To set the table, follow the accompanying diagram. If you are not serving a particular course or beverage, simply omit the utensils and dinnerware for it.
Click adds that, for the doubtful guest, the great thing about a formal place setting is that it tells you what to do. No fumbling around for silverware, or sneaking peeks to see which fork or spoon your neighbor is using - or whose glass of water is whose.
To survive and flourish at a formal table, you only really need to know two rules.
● First, when picking out the utensil(s) to use for each course, begin as far away as possible, and work your way toward the plate with each succeeding dish. When you run out of utensils beside the plate, look above it for the dessert fork and spoon.

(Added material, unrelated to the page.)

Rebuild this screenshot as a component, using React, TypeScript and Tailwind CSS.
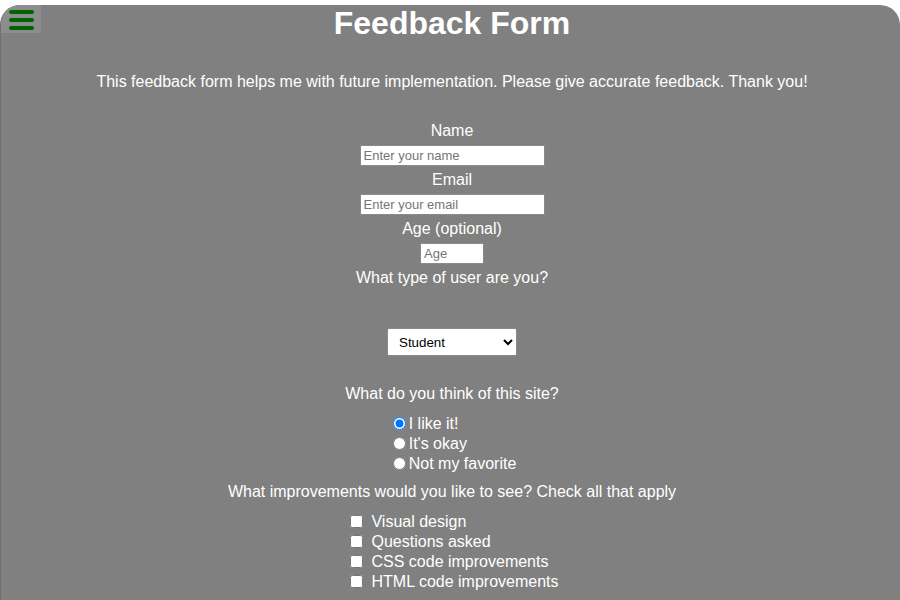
const improvements = [
  "Visual design",
  "Questions asked",
  "CSS code improvements",
  "HTML code improvements",
];

const opinions = ["I like it!", "It's okay", "Not my favorite"];

export default function App() {
  return (
    <div className="bg-white pt-[5px] font-['Liberation_Sans',Arial,sans-serif] text-white">
      <div className="relative min-h-[620px] overflow-hidden rounded-t-[20px] border-l border-[#707070] bg-[#808080] pl-[3px]">
        <button className="absolute left-0 top-0 flex h-[28px] w-[40px] flex-col gap-[4px] bg-[#8d8d8d] pl-[8px] pt-[5px]">
          <span className="block h-[4px] w-[25px] rounded-full bg-[#006400]" />
          <span className="block h-[4px] w-[25px] rounded-full bg-[#006400]" />
          <span className="block h-[4px] w-[25px] rounded-full bg-[#006400]" />
        </button>

        <h1 className="text-center text-[32px] font-bold leading-[37px]">Feedback Form</h1>
        <p className="mt-[31px] text-center text-[16px] leading-[18px]">
          This feedback form helps me with future implementation. Please give accurate feedback. Thank you!
        </p>

        <form className="flex flex-col items-center text-[16px] leading-[18px]">
          <label className="mt-[31px]">Name</label>
          <input
            type="text"
            placeholder="Enter your name"
            className="mt-[5px] h-[21px] w-[185px] border border-[#8a8a8a] bg-white px-[3px] text-[13px] text-black placeholder:text-[#757575]"
          />
          <label className="mt-[5px]">Email</label>
          <input
            type="email"
            placeholder="Enter your email"
            className="mt-[5px] h-[21px] w-[185px] border border-[#8a8a8a] bg-white px-[3px] text-[13px] text-black placeholder:text-[#757575]"
          />
          <label className="mt-[5px]">Age (optional)</label>
          <input
            type="number"
            placeholder="Age"
            className="mt-[5px] h-[21px] w-[64px] border border-[#8a8a8a] bg-white px-[3px] text-[13px] text-black placeholder:text-[#757575]"
          />
          <label className="mt-[5px]">What type of user are you?</label>
          <select
            defaultValue="student"
            className="mt-[41px] h-[28px] w-[130px] rounded-[2px] border border-[#8a8a8a] bg-white pl-[7px] text-[13.33px] text-black"
          >
            <option value="student">Student</option>
            <option value="teacher">Teacher</option>
            <option value="other">Other</option>
          </select>

          <p className="mt-[29px]">What do you think of this site?</p>
          <div className="mt-[11px] flex flex-col">
            {opinions.map((o, i) => (
              <label key={o} className="flex h-[20px] items-center">
                <input
                  type="radio"
                  name="opinion"
                  defaultChecked={i === 0}
                  className="mb-[2px] ml-[5px] mr-[3px] h-[13px] w-[13px]"
                />
                {o}
              </label>
            ))}
          </div>

          <p className="mt-[9px]">What improvements would you like to see? Check all that apply</p>
          <div className="mt-[11px] flex flex-col">
            {improvements.map((item) => (
              <label key={item} className="flex h-[20px] items-center">
                <input type="checkbox" className="mb-[2px] ml-[5px] mr-[8px] h-[13px] w-[13px]" />
                {item}
              </label>
            ))}
          </div>
        </form>
      </div>
    </div>
  );
}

Click adds that by looking over your place setting, you can also figure out how many courses are on their way and how to pace yourself. A tiny cocktail fork promises seafood, such as a shrimp cocktail. A soup spoon? Expect soup.
● The second rule - Food on your left hand; drink on your right. In other words, the water glass, wine glass, etc., to the right of the plate is yours. The bread and butter plate and other plates or bowls to the left of your plate also belong to you.
Van Slyke feels so strongly about the importance of creating a great atmosphere for your dinner that she recommends finding the time to set a table by taking shortcuts with the actual food.
"If you are entertaining at home, you focus on what you do best," she said. "You don't have to make all five courses. . . . There are lots of places where you can pick up a salad course, or an appetizer course. Buy a cake from a great bakery. . . . One advantage of the change in our lifestyle is that there are people who can help you with a course or two."
Or, if your holiday meal involves family or close friends, you can assign a dish by, for example, asking an enthusiastic baker to make dessert. Just don't put the guest of honor to work.